Section 2.18 of the Cresswell Report discusses compressed data held on back-up systems and states that it “can be difficult and costly to retrieve.” With the help of a specialist, compressed data represents no additional challenge in the extraction process and should not therefore incur any additional cost. Section 2.18(5) then goes onto discuss residual data, ie data that is left when documents are deleted from an active system.

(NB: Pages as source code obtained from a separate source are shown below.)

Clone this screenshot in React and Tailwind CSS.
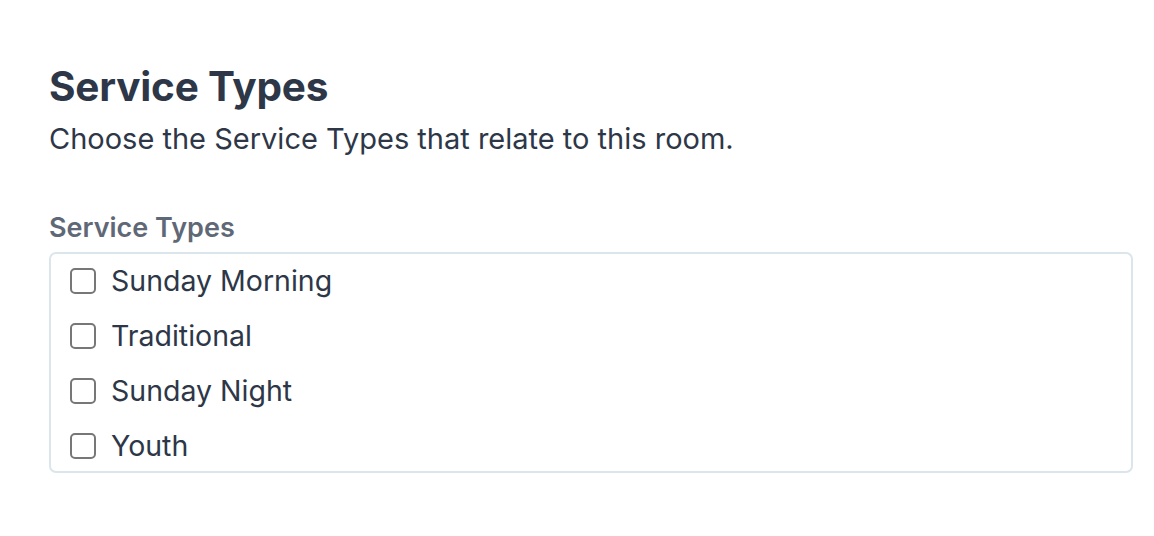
export default function App() {
  const items = ["Sunday Morning", "Traditional", "Sunday Night", "Youth"];
  return (
    <div className="w-[1154px] h-[536px] bg-white" style={{ fontFamily: "Inter, 'Noto Sans', sans-serif" }}>
      <div className="pl-[49px] pr-[21px] pt-[63px]">
        <h1 className="text-[40.5px] leading-[48px] font-bold text-[#2d3748] tracking-[-0.2px]">Service Types</h1>
        <p className="text-[29px] leading-[36px] text-[#2d3748] mt-[10px]">Choose the Service Types that relate to this room.</p>
        <div className="mt-[55px] text-[27px] leading-[32px] font-semibold text-[#5f6877]">Service Types</div>
        <div className="mt-[8px] h-[221px] border-2 border-[#dbe5ec] rounded-[7px] pl-[19px]">
          <div className="-mt-[1px]">
            {items.map((t) => (
              <label key={t} className="flex items-center h-[55px]">
                <span className="w-[26px] h-[26px] border-2 border-[#777] rounded-[5px] bg-white"></span>
                <span className="ml-[15px] text-[28.5px] leading-[55px] text-[#2d3748]">{t}</span>
              </label>
            ))}
          </div>
        </div>
      </div>
    </div>
  );
}
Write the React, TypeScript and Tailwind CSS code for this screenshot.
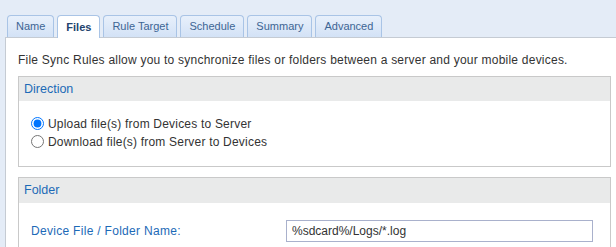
export default function App() {
  const tabs = ['Name', 'Files', 'Rule Target', 'Schedule', 'Summary', 'Advanced']
  return (
    <div
      className="w-[616px] h-[247px] overflow-hidden bg-[#e4ecf7] pl-[5px] pt-[15px]"
      style={{ fontFamily: '"Liberation Sans", Arial, sans-serif' }}
    >
      {/* Tab strip */}
      <div className="flex gap-[3px] pl-[2px] h-[22px] relative z-10">
        {tabs.map((t) => {
          const active = t === 'Files'
          return (
            <div
              key={t}
              className={
                active
                  ? 'h-[23px] px-[8px] flex items-center rounded-t-[4px] border border-b-0 border-[#a9c4e6] bg-white text-[11px] font-bold text-[#23446e]'
                  : 'h-[22px] px-[8px] flex items-center rounded-t-[4px] border border-b-0 border-[#a9c4e6] bg-gradient-to-b from-[#e8f0fb] to-[#d3e2f6] text-[11px] text-[#3d6594]'
              }
            >
              {t}
            </div>
          )
        })}
      </div>

      {/* Panel */}
      <div className="w-[618px] h-[240px] bg-white border-l border-t border-[#c5cbd3] px-[12px] pt-[14px]">
        <p className="text-[12px] text-[#333] leading-[16px] tracking-[0.23px]">
          File Sync Rules allow you to synchronize files or folders between a server and your mobile devices.
        </p>

        {/* Direction */}
        <div className="mt-[8px] h-[91px] border border-[#c9c9c9]">
          <div className="h-[24px] bg-[#e9eaea] flex items-center px-[5px] text-[12.5px] text-[#1d6ab7]">
            Direction
          </div>
          <div className="pt-[16px] pl-[12px] flex flex-col gap-[5px] text-[12px] text-[#333] tracking-[0.2px]">
            <label className="flex items-center gap-[4px] h-[13px]">
              <input type="radio" name="dir" defaultChecked className="m-0 w-[13px] h-[13px]" />
              Upload file(s) from Devices to Server
            </label>
            <label className="flex items-center gap-[4px] h-[13px]">
              <input type="radio" name="dir" className="m-0 w-[13px] h-[13px]" />
              Download file(s) from Server to Devices
            </label>
          </div>
        </div>

        {/* Folder */}
        <div className="mt-[10px] h-[90px] border border-[#c9c9c9]">
          <div className="h-[25px] bg-[#e9eaea] flex items-center px-[5px] text-[12.5px] text-[#1d6ab7]">
            Folder
          </div>
          <div className="pt-[17px] pl-[12px] flex items-center">
            <span className="w-[255px] text-[12px] text-[#1d6ab7] tracking-[0.3px]">Device File / Folder Name:</span>
            <div className="w-[307px] h-[22px] border border-[#a9b1cc] flex items-center px-[5px] text-[12px] text-[#333]">
              %sdcard%/Logs/*.log
            </div>
          </div>
        </div>
      </div>
    </div>
  )
}
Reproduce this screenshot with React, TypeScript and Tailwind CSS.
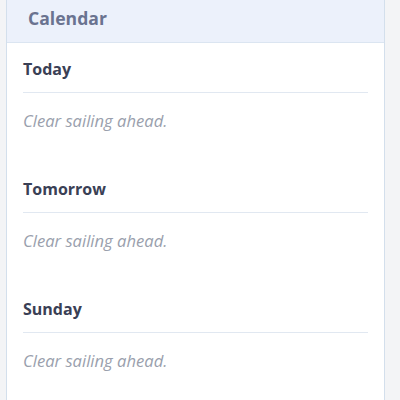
const days = ["Today", "Tomorrow", "Sunday"];

export default function App() {
  return (
    <div
      className="w-[400px] h-[400px] overflow-hidden bg-[#f3f4f6] pl-[6px] pr-[15px]"
      style={{ fontFamily: '"Open Sans", "Noto Sans", sans-serif' }}
    >
      <div className="h-[420px] bg-white border-x border-[#d3dfec]">
        {/* cabecera */}
        <div className="h-[43px] bg-[#ecf1fb] border-b border-[#dbe5f1] pl-[21px] pt-[6px]">
          <h1 className="text-[17.6px] leading-6 font-bold text-[#6a7390]">Calendar</h1>
        </div>

        {/* días */}
        <div className="px-4 pt-4 flex flex-col gap-[48px]">
          {days.map((d) => (
            <section key={d}>
              <h2 className="text-[16px] leading-5 font-bold text-[#3a4055] pb-[13px] border-b border-[#e1e8f1]">
                {d}
              </h2>
              <p className="mt-[18px] text-[16.6px] leading-5 italic text-[#9a9fad]">
                Clear sailing ahead.
              </p>
            </section>
          ))}
        </div>
      </div>
    </div>
  );
}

The report again refers to this data as difficult and costly to retrieve which is this instance is correct; however it does not convey the full picture. Due to the nature of tape back-up systems it is likely that a back-up or archive tape would have been made prior to the deletion of the particular documents in question, enabling full restoration of the files in their original state.
Conclusion
Tape has a number of benefits that have been overlooked in the Cresswell Report:
data can be retrieved from a number of points in time providing distinct improvements over the ‘single point in time’ provided by traditional desktop and server examinations
data can be sourced from points in time that precede any subsequent file deletion
tape provides a single source for all file types including e-mail, documents and financial reports, reducing the complexity and cost of the process
tape can be used to retrieve data from multiple sites, systems and individuals again simplifying the process and removing cost
sophisticated forensic techniques mean that duplicate files can quickly be identified and removed reducing the time and cost of examination
the extensive facilities that eMag maintain mean that perceived difficulties associated with processing tape, such as obsolete drives and compressed data, do not introduce complexity or additional cost.
Whilst the report has raised a number of valuable questions surrounding the eDiscovery process as a whole, the benefits of using tape-back ups should be clearly considered before the report is used to provide guidance across all situations that may arise the future.